The pastor at my church sends out a monthly email, usually discussing a current event and the way parishioners might address this event. This month’s email included the question: “How does a gay couple getting married undermine heterosexual marriage?”

This is a question I’ve considered a number of times, so I was very interested to hear what a man I truly respect had to say. The pastor said the answer to this question may depend on your belief in one of two worldviews.

If marriage is something given to man by God (see Genesis), he suggested, then gay marriage “strikes at the heart of the meaning of marriage,” which is Biblically defined, in part, as a heteresexual union. If, however, marriage is merely a social construct created by communities to serve certain needs, then “as social conditions change, societies have a right to reconfigure marriage so as to change its very definition.”

However, I believe there is, in fact, a third, more complicated worldview: A view that marriage may be a gift from God, but, the government, by sanctioning and licensing marriage, has created a cultural construct. And by doing this, has also made it necessary to either extend the right of marriage equally (see the Constitution of the United States of America), or acknowledge its ongoing mistake of sanctioning faith-based creations and, instead, begin licensing only civil unions and leave marriage or other faith-based unions, however defined, to the individuals and their chosen religions. (One of these two is probably a lot less complicated than the other.)

Cosbysweater
August 4th, 2004 8:22 am

It should be noted that Missouri voters have endorsed a state constitutional amendment that says marriage should be between only one man and one woman.

Louisiana residents will have a similar marriage amendment vote on September 18. Then Arkansas, Georgia, Kentucky, Mississippi, Montana, Oklahoma, Oregon and Utah are to vote on the issue November 2.

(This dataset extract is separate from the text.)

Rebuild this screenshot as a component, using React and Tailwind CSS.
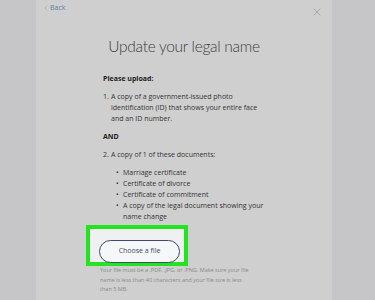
import { X, ChevronLeft } from 'lucide-react';

const docs = [
  'Marriage certificate',
  'Certificate of divorce',
  'Certificate of commitment',
];

const App = () => {
  return (
    <div className="w-[375px] h-[300px] overflow-hidden bg-[#c6c6c8] font-['Open_Sans',sans-serif]">
      <div className="ml-[36px] w-[296px] h-full bg-[#cfcfcf]">
        {/* cabecera */}
        <div className="flex justify-between items-start pl-[6px] pr-[9px] pt-[3px] h-[14px]">
          <div className="flex items-center text-[7px] text-[#5b7fa6]">
            <ChevronLeft className="w-[8px] h-[8px] text-[#9aa6b4]" strokeWidth={2} />
            <span>Back</span>
          </div>
          <X className="w-[12px] h-[12px] mt-[3px] text-[#9a9a9a]" strokeWidth={1.5} />
        </div>

        <h1 className="mt-[21px] text-center text-[15.5px] leading-[22px] tracking-[-0.3px] font-light text-[#404040] font-['Lato',sans-serif]">
          Update your legal name
        </h1>

        <div className="pl-[67px] w-[229px] mt-[16px] text-[7px] leading-[11px] text-[#333]">
          <p className="font-bold text-[#222]">Please upload:</p>

          <div className="mt-[7px] flex">
            <span className="w-[8px] shrink-0">1.</span>
            <span>
              A copy of a government-issued photo identification (ID) that shows your entire face
              and an ID number.
            </span>
          </div>

          <p className="mt-[7px] font-bold text-[#222]">AND</p>

          <div className="mt-[7px] flex">
            <span className="w-[8px] shrink-0">2.</span>
            <span>A copy of 1 of these documents:</span>
          </div>

          <ul className="mt-[7px] pl-[13px]">
            {docs.map(doc => (
              <li key={doc} className="flex">
                <span className="w-[7px] shrink-0">•</span>
                <span>{doc}</span>
              </li>
            ))}
            <li className="flex">
              <span className="w-[7px] shrink-0">•</span>
              <span>A copy of the legal document showing your name change</span>
            </li>
          </ul>
        </div>

        <div className="ml-[50px] mt-[3px] w-[102px] h-[41px] border-[4px] border-[#22e41f] bg-[#eef0f2] pl-[9px] pt-[6px]">
          <button
            type="button"
            className="w-[81px] h-[23px] rounded-full border border-[#3d4a6e] bg-[#f6f7f9] text-[7px] font-medium text-[#3d4a6e]"
          >
            Choose a file
          </button>
        </div>

        <p className="ml-[64px] whitespace-nowrap text-[5.5px] leading-[9.7px] text-[#8a8a8a]">
          Your file must be a .PDF, .JPG, or .PNG. Make sure your file
          <br />
          name is less than 40 characters and your file size is less
          <br />
          than 5 MB.
        </p>
      </div>
    </div>
  );
};

export default App;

Initiatives are pending in Michigan, North Dakota and Ohio.

Alex
August 4th, 2004 10:08 pm

I agree with what you have said. Marriage is a religious ceremony that has been co-opted by the government and the legal system into serving their purposes.

What really makes me wonder is that marriage can be this amalgam of religious and secular while divorce is always solely a secular experience. I think that proves the duality of the institution as it currently exist.

I heard Tom Arnold say that if the government wants to protect the sanctity of marriage that it should make all the homosexuals who want to be married go through a divorce like his and then see who is still interested.